■ Task ■
Using the listing beneath this task, count the lines with the word "size" and write only the result.

■ Task data ■
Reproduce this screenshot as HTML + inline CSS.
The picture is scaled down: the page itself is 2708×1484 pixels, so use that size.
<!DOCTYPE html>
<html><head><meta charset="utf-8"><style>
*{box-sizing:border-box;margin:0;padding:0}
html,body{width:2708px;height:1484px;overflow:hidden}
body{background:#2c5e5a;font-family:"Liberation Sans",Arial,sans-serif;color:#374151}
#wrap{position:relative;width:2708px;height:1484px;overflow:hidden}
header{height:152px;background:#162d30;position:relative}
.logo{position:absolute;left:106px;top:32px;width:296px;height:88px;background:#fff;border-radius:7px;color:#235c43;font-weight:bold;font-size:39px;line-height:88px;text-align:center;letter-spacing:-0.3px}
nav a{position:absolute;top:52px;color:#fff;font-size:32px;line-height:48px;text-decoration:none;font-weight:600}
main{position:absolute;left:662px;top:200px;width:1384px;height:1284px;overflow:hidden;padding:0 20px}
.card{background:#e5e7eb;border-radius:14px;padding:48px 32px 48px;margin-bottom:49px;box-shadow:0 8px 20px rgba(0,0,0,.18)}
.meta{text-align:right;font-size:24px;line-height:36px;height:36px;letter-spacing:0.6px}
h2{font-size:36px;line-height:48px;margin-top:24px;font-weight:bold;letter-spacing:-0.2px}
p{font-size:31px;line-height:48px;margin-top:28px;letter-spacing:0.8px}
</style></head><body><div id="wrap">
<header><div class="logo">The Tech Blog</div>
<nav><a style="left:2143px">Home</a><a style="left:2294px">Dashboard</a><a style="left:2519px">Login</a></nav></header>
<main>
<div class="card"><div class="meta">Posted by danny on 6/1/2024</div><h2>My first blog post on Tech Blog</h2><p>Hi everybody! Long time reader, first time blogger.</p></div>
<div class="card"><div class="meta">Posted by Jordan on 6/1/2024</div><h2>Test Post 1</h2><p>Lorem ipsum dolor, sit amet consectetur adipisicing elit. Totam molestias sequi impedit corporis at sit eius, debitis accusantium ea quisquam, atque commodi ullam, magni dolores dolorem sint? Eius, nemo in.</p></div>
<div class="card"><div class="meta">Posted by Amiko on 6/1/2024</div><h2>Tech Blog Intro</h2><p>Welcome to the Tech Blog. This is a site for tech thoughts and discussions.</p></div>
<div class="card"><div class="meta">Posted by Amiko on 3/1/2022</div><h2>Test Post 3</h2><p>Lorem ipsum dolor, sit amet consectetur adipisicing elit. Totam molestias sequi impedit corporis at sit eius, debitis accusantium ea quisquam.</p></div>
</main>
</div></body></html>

...

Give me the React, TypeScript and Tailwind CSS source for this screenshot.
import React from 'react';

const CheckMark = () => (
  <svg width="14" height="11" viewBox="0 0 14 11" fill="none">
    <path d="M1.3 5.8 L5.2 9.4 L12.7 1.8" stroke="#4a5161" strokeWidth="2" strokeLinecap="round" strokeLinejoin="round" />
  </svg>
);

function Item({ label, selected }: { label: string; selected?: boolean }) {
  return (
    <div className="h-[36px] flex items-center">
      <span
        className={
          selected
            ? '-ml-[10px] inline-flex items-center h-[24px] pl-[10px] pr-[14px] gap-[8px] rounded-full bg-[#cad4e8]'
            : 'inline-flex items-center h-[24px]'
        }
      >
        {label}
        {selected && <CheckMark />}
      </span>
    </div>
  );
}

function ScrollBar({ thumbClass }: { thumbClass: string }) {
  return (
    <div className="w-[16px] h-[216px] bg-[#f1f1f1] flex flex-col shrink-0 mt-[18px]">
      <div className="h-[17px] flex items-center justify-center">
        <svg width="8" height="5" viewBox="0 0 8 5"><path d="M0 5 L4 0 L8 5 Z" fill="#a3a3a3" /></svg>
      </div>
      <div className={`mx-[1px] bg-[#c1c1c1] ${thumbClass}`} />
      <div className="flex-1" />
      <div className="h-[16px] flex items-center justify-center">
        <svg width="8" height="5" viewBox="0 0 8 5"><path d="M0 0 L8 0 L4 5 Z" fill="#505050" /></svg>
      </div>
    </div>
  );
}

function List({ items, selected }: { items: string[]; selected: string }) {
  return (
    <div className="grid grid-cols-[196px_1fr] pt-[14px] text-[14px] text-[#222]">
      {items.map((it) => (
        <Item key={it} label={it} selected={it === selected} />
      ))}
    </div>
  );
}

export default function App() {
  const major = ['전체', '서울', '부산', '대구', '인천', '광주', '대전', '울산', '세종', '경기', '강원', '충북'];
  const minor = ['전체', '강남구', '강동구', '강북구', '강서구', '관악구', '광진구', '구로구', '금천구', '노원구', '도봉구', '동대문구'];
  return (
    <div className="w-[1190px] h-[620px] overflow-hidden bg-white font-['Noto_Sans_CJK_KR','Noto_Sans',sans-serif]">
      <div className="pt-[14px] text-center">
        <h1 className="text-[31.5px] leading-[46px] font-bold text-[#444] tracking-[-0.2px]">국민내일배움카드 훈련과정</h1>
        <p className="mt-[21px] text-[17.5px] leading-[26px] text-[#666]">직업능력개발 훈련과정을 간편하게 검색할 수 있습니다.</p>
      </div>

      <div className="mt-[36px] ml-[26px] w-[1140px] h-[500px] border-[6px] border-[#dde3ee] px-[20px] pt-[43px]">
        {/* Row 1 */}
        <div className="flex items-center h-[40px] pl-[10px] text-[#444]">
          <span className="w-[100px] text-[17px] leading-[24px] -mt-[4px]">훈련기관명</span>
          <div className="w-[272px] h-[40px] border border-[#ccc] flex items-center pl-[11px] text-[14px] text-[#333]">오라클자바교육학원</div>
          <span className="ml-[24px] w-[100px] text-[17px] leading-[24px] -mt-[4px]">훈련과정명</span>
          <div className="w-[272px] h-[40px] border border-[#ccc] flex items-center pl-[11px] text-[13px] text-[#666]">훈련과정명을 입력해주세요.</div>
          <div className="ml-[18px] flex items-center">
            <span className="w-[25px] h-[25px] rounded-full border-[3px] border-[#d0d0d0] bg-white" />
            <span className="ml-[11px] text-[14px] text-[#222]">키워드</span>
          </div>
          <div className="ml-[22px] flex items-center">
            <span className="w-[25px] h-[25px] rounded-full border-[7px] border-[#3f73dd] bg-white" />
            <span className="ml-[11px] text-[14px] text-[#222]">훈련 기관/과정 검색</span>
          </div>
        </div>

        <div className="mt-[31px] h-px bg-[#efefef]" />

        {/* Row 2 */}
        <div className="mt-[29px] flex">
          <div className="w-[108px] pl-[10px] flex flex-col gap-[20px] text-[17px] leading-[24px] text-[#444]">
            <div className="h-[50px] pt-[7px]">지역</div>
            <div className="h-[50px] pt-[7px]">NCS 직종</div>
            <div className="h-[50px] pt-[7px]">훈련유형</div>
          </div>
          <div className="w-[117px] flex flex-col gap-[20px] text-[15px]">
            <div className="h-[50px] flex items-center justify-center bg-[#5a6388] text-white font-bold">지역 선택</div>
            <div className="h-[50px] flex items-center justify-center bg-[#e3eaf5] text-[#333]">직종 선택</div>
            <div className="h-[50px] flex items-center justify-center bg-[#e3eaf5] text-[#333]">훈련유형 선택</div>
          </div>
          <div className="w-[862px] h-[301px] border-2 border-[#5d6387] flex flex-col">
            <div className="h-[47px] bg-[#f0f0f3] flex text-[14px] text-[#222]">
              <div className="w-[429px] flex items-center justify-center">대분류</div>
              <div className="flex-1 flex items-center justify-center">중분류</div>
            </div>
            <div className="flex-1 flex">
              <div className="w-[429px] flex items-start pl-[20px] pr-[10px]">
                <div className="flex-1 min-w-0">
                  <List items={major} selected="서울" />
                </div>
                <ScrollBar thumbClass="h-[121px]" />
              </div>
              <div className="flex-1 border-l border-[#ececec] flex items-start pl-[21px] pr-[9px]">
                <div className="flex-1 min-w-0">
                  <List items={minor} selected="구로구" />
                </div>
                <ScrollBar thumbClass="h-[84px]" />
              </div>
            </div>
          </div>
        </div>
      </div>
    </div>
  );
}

■ Solution to this task ■
6